Abrasive Semi-literate Male Seeks Horny Mute Bitch

Horny mute bitches don't wanna read.

Then my desire to word-fuck her would prove highly problematic.

I've got no use for a woman who doesn't love reading. This ad might be facetious in nature but I still have my standards. Were I to write a genuine personals ad, it could be titled "Must Love Words...and Coffee...and Zombies" with the opening line: "It's the zombie apocalypse and I've got a fully stocked library, more coffee than Juan Valdez and a fuck bunker built for two. Are you in?"
 
Well, I was primarily referring to those offensively unimaginative mirror shots. You know the ones: all the sexy, intimate lighting of a seedy dive bar giving you the impression that everything in the room would feel grimy if you touched it, including, and maybe especially, the girl, who's standing in front of a sink, the counter cluttered with ten million bottles and aerosol cans and cream tubes and...

Okay, let's be serious for a moment. What the fuck is with you bitches and all your goddamn grooming paraphernalia? How much shit do you need to spray, spritz, smear, slather and spackle onto yourself before you feel beautiful? Fucking stop. You don't need all that shit; you're gorgeous exactly as you are. Or you aren't. In which case, unless there's a wish-granting leprechaun in one of those bottles, save your money, accept your frizzy hair, non-existent eyelashes and dry, flaky skin and throw that shit away so I can maybe get two friggin' inches for my toothbrush, aftershave and deodorant. Holy Christ! I'm gonna have a damn brain aneurysm here.
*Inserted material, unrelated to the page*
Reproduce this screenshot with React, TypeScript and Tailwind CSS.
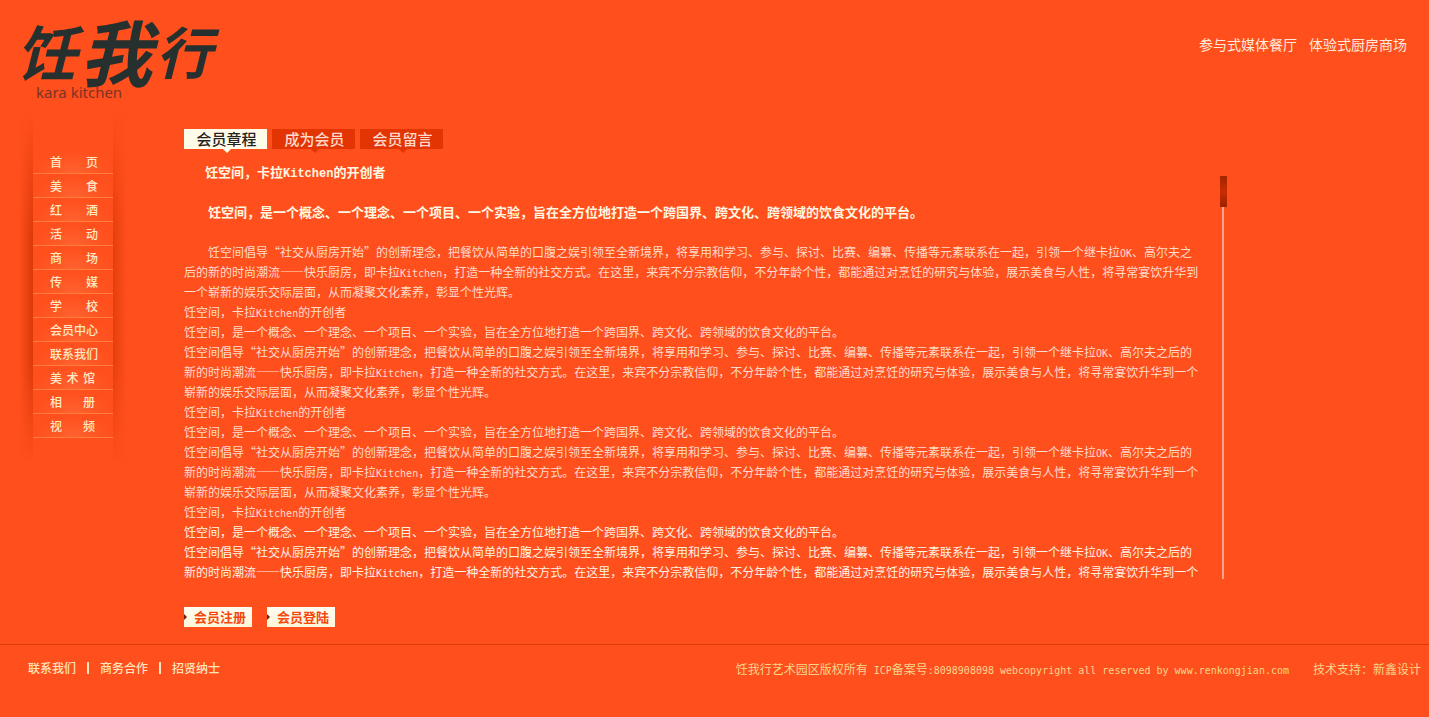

Right. Back to the photos.

Let's see. Shitty lighting, filthy chick, cluttered countertop... Oh, right. And the girl is standing there, not really posing, not trying to be sexy, just standing there in her mismatched bra and panties with a blank, dead-eyed expression on her stupid face while looking down at the goddamn phone in her hand! It makes me want to punch a baby whenever a woman in porn looks at the camera instead of at the guy whose dick is in her mouth but, I swear, that looking at your phone shit is a thousand times worse. If you're going to be looking at the phone anyway, why the hell do you need a mirror? Just turn the fucking thing around and take a goddamn picture of yourself already. You don't need the mirror! Or, you know, you could use the reflection in the mirror to look at the screen on your phone if you really want to be sure that carnival of sadness is in frame. At least then we wouldn't be subjected to that shitshow clusterfuck going on around your sink.

Um. So, yeah. That was my chief concern. I wasn't even thinking about a toilet, flushed or otherwise, being in frame. Until now. Now I'm positively horrified at the thought of a girl deliberately posing in front of a loaded commode, the camera held at arm's length, with her face in the foreground, leaning back all gangsta, a satisfied sneer on her lips as she proudly points behind her...to a massive dump just filling the bowl. And, God help me, it's captioned. "Jersey grrl representin' - I DID THAT SHIT!"

Why? Why would you put that image in my head? The fuck is wrong with you? Now I have to jam an ice pick into my brain to try and stab out my mind's eye. Thanks. Thanks a fuckin' bunch. You're off my Christmas card list.